> [REQUIREMENTS] Copy the data that follows, character for character, minus the pictures.

> [SUPPLIED MATERIAL]
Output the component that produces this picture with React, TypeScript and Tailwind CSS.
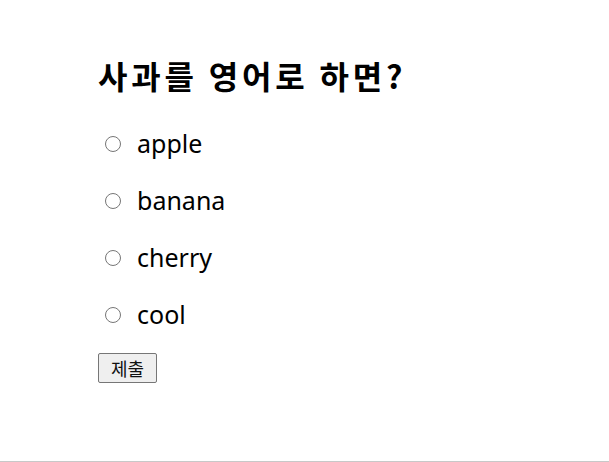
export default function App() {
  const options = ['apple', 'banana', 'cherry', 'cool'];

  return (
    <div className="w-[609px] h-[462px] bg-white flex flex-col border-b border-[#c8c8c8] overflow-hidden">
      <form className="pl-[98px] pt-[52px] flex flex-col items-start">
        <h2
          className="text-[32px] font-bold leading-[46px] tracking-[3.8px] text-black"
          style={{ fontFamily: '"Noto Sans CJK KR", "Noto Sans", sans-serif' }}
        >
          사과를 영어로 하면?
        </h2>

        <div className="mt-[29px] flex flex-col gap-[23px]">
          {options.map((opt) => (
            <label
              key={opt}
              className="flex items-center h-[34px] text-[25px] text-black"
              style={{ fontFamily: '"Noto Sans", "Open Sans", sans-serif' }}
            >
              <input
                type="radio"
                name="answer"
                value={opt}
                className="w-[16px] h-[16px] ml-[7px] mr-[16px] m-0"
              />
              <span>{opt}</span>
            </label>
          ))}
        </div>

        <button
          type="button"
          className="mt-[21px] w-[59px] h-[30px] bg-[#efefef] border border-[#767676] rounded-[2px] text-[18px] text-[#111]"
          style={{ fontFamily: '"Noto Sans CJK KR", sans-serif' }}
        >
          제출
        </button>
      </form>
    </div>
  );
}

> [FINAL RESULT]
Output the component that produces this picture with React, TypeScript and Tailwind CSS.
export default function App() {
  const options = ['apple', 'banana', 'cherry', 'cool'];

  return (
    <div className="w-[609px] h-[462px] bg-white flex flex-col border-b border-[#c8c8c8] overflow-hidden">
      <form className="pl-[98px] pt-[52px] flex flex-col items-start">
        <h2
          className="text-[32px] font-bold leading-[46px] tracking-[3.8px] text-black"
          style={{ fontFamily: '"Noto Sans CJK KR", "Noto Sans", sans-serif' }}
        >
          사과를 영어로 하면?
        </h2>

        <div className="mt-[29px] flex flex-col gap-[23px]">
          {options.map((opt) => (
            <label
              key={opt}
              className="flex items-center h-[34px] text-[25px] text-black"
              style={{ fontFamily: '"Noto Sans", "Open Sans", sans-serif' }}
            >
              <input
                type="radio"
                name="answer"
                value={opt}
                className="w-[16px] h-[16px] ml-[7px] mr-[16px] m-0"
              />
              <span>{opt}</span>
            </label>
          ))}
        </div>

        <button
          type="button"
          className="mt-[21px] w-[59px] h-[30px] bg-[#efefef] border border-[#767676] rounded-[2px] text-[18px] text-[#111]"
          style={{ fontFamily: '"Noto Sans CJK KR", sans-serif' }}
        >
          제출
        </button>
      </form>
    </div>
  );
}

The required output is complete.